BEGIN Records to use

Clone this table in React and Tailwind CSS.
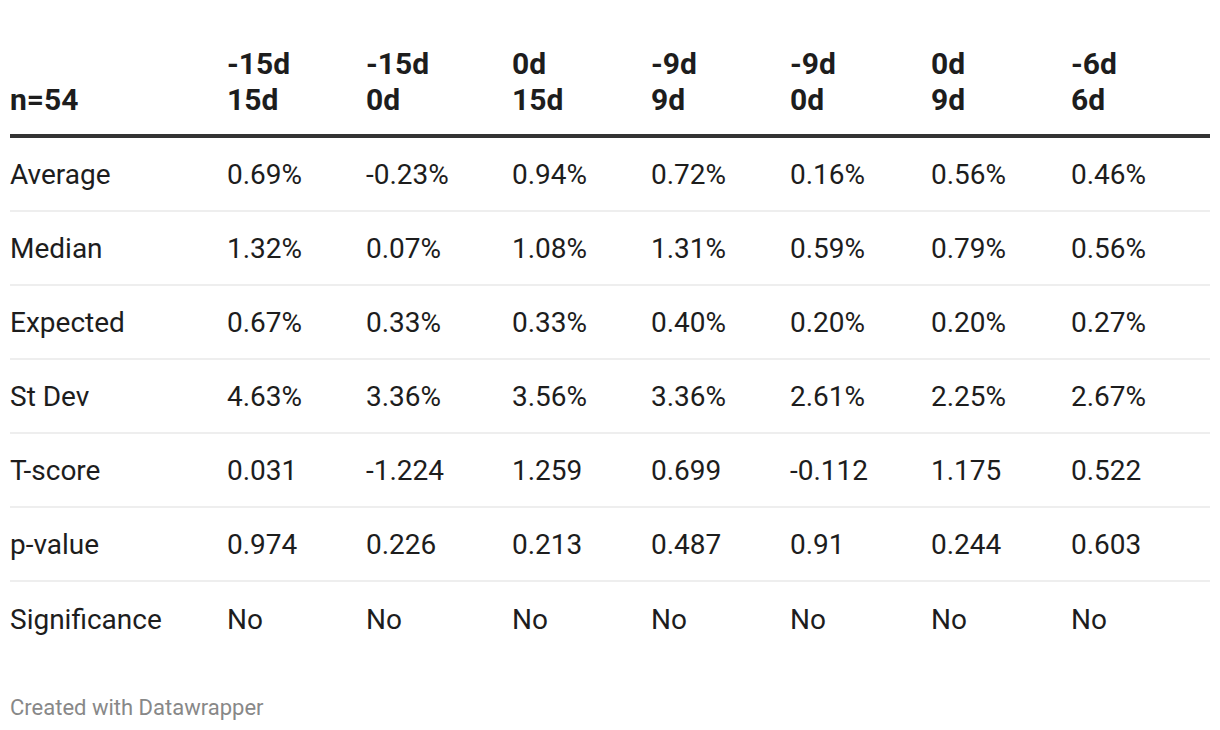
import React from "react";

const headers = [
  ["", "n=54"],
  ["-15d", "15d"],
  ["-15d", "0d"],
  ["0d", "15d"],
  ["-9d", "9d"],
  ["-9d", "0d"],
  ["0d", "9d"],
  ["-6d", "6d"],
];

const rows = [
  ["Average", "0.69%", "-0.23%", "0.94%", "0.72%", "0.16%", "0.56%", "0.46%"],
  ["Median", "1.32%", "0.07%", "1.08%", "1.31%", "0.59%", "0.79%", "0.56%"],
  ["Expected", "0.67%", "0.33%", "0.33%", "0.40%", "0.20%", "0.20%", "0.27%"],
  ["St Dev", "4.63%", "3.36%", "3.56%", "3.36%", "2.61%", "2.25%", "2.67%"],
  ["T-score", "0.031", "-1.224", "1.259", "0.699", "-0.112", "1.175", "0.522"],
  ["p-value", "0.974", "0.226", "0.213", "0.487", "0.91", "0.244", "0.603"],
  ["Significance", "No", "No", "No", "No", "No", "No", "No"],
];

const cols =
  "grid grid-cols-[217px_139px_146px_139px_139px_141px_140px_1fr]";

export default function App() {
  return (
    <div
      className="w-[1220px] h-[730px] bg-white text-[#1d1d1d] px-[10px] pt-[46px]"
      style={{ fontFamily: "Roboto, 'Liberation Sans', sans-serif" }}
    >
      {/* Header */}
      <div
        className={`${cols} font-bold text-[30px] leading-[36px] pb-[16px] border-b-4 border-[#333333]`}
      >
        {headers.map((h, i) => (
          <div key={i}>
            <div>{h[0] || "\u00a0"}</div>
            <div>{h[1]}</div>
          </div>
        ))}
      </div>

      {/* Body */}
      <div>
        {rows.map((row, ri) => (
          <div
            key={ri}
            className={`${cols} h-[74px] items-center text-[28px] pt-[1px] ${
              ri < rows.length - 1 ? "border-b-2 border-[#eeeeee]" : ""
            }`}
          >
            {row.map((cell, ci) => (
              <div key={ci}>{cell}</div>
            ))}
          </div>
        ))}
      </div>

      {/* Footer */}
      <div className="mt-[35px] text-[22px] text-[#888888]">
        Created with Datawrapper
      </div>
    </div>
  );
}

END Records to use
BEGIN Records to use

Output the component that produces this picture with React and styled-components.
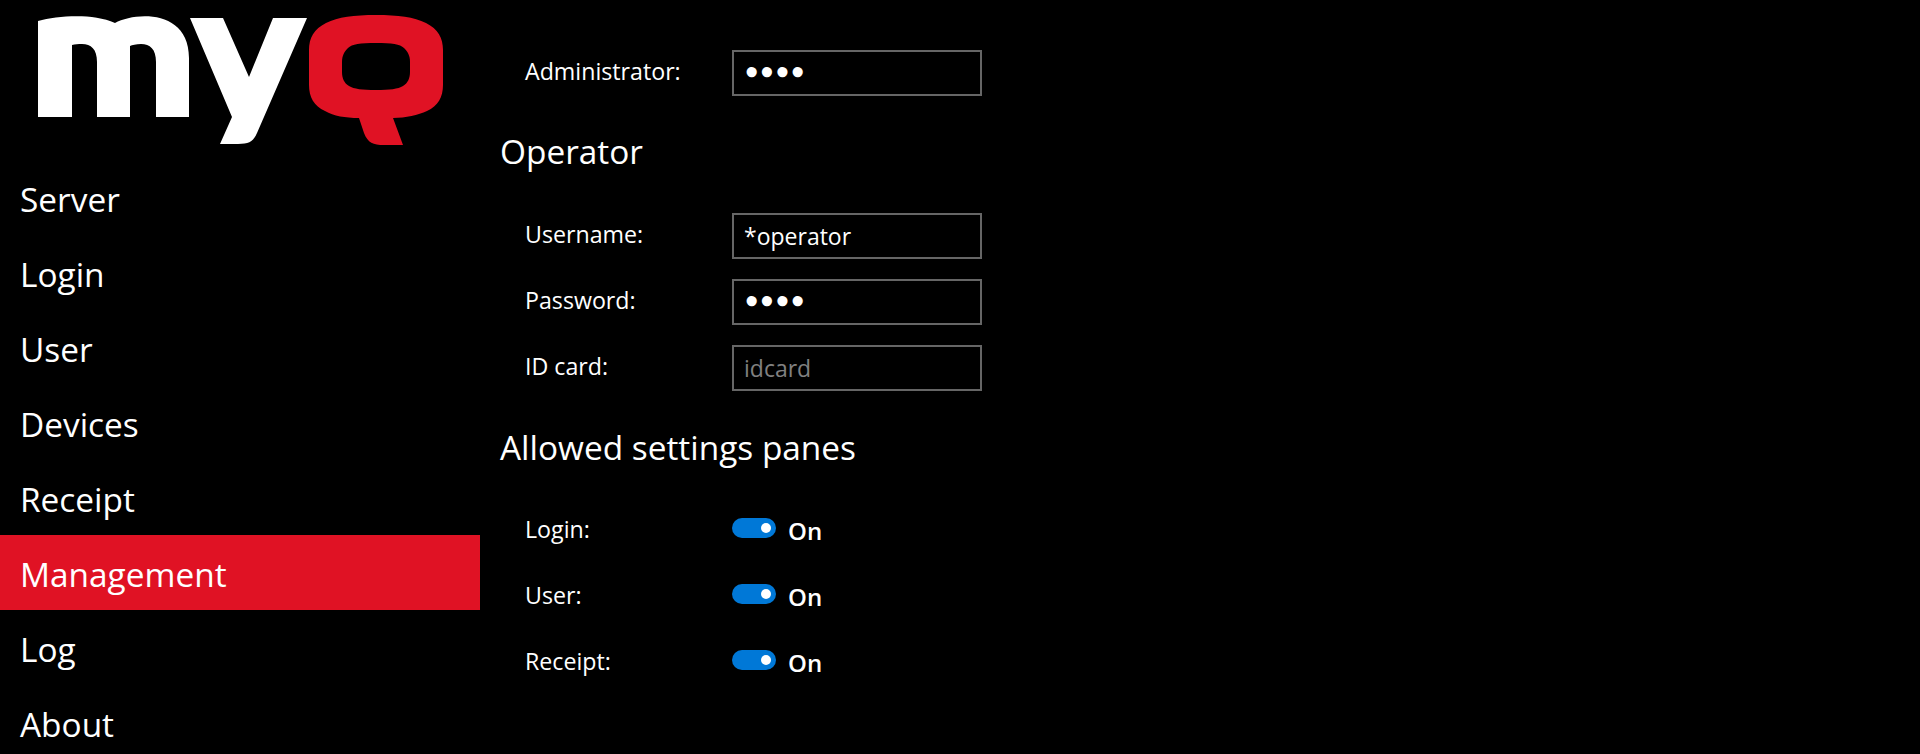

END Records to use

Show all lines above holding "this".

> [Task result]:
Clone this table in React and Tailwind CSS.
Output the component that produces this picture with React and styled-components.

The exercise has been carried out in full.